- [TASK]
In the material below, find all lines with the string "React" and copy them.

--- --- ---

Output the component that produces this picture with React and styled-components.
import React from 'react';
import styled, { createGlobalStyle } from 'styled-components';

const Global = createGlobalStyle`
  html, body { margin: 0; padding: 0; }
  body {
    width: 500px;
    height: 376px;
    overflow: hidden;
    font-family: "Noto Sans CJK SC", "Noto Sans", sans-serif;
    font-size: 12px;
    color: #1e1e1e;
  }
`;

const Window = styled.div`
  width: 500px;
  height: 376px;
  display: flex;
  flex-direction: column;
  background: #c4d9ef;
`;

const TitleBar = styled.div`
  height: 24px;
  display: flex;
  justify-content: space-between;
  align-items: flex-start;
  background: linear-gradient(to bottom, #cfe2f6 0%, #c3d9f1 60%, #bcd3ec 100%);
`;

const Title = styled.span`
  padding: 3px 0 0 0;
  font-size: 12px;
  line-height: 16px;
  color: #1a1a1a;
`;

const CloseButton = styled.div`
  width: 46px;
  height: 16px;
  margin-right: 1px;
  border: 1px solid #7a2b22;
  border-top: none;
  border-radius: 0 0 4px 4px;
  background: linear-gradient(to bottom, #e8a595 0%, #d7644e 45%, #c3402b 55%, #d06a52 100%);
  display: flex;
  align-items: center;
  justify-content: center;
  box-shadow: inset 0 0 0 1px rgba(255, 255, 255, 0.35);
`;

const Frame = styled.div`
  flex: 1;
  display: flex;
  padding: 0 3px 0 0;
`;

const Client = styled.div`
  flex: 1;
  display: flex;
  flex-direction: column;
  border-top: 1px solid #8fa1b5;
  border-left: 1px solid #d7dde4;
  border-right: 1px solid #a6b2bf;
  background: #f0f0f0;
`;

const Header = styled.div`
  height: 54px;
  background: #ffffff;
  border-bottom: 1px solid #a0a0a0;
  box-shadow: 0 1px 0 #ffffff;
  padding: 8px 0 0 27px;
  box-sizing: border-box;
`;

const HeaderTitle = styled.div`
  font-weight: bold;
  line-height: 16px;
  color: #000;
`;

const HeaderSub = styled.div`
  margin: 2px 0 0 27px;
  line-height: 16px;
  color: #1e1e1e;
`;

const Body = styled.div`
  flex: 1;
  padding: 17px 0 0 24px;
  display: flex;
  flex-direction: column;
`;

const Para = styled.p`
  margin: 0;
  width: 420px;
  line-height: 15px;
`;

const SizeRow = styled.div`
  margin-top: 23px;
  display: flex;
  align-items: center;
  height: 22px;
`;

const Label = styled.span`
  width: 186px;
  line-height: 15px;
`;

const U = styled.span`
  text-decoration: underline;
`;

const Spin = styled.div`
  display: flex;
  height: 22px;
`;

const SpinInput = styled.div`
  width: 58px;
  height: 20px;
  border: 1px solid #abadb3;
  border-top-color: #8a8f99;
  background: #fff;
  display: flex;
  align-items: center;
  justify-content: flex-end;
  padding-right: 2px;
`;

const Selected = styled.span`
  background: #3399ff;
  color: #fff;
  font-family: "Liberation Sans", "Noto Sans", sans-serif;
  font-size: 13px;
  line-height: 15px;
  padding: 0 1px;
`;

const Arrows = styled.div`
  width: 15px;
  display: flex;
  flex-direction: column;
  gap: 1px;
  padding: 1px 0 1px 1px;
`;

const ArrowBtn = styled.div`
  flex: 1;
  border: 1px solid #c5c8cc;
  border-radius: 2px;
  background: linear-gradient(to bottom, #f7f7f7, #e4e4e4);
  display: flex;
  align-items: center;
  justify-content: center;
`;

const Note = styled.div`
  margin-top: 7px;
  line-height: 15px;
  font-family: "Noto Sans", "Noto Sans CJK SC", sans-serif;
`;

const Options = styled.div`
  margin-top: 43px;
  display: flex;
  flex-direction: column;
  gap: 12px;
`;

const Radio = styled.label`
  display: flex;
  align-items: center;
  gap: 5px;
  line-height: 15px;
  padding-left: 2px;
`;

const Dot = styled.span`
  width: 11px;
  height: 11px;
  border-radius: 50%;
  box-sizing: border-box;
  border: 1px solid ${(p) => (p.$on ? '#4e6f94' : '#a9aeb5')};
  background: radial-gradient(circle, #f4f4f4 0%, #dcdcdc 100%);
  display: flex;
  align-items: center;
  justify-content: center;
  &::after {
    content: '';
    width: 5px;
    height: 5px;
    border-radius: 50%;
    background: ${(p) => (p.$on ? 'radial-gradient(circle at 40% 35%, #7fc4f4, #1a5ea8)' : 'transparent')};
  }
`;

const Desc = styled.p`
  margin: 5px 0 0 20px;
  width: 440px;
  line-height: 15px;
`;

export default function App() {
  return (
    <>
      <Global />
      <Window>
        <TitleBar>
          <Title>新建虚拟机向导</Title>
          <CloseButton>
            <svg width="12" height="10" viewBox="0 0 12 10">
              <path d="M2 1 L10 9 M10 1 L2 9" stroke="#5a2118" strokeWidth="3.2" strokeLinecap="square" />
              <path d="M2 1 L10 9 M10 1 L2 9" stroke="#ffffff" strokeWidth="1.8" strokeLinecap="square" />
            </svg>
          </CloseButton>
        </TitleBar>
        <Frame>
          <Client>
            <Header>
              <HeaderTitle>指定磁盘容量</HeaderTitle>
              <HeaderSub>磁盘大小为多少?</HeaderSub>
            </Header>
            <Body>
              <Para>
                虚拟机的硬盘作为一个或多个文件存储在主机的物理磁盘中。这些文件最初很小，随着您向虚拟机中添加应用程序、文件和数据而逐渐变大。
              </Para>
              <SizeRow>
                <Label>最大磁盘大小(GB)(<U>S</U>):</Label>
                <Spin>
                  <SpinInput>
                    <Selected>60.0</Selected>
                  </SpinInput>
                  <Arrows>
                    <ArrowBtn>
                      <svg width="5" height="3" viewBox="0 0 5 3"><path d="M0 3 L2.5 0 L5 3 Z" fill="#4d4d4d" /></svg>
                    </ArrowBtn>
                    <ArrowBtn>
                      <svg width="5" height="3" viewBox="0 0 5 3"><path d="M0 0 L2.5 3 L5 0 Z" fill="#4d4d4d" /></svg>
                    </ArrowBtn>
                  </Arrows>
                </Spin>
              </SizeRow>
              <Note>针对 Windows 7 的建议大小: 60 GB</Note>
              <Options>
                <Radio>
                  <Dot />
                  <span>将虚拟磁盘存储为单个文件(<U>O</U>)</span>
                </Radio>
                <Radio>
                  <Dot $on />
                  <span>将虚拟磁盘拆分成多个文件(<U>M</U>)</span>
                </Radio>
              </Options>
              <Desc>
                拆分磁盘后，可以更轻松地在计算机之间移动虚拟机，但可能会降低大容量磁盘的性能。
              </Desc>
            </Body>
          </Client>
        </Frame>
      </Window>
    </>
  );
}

--- --- ---

- [ANSWER FOR THIS EXERCISE]
Output the component that produces this picture with React and styled-components.
import React from 'react';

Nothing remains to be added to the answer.